Squeezing-enhanced feedback cooling of a microresonator

Since its inception, quantum mechanics have not ceased to fascinate the scientific world, and especially the fundamental question about the famous Schrödinger's cat being alive or dead, or both, is still far from being answered. Although superposition states have been achieved with small particles, such as photons or atoms, they have not yet been observed on large and massive objects consisting of billions of atoms.
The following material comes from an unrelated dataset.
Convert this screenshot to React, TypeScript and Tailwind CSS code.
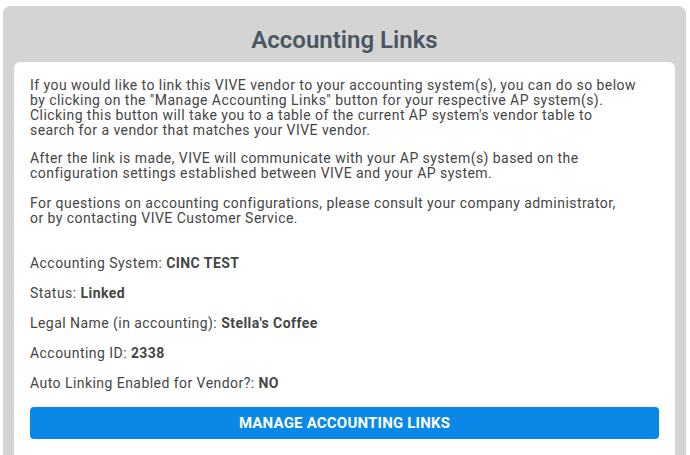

With the advance of cavity optomechanics, the quantum behavior of massive mechanical oscillators is becoming accessible and a major key requirement in this direction is the ability to cool such oscillators into their quantum ground state. In the present work we investigate a cold damping scheme relying on the ultra-sensitive measurement of mechanical displacements, provided by a cavity-enhanced optomechanical interaction with quadrature squeezed states of light, to control strong dielectric gradient forces actuating the motion of a toroidal microresonator within a feedback loop.

We first determine theoretically the conditions and limits to squeezing-enhanced measurement sensitivity of mechanical motion in a cavity optomechanical system, and perform experimentally a proof-of-principle on our microtoroids. Secondly we model the dielectric gradient force actuation scheme and investigate its capabilities in controlling the vibrations of a microtoroid acoustic mode.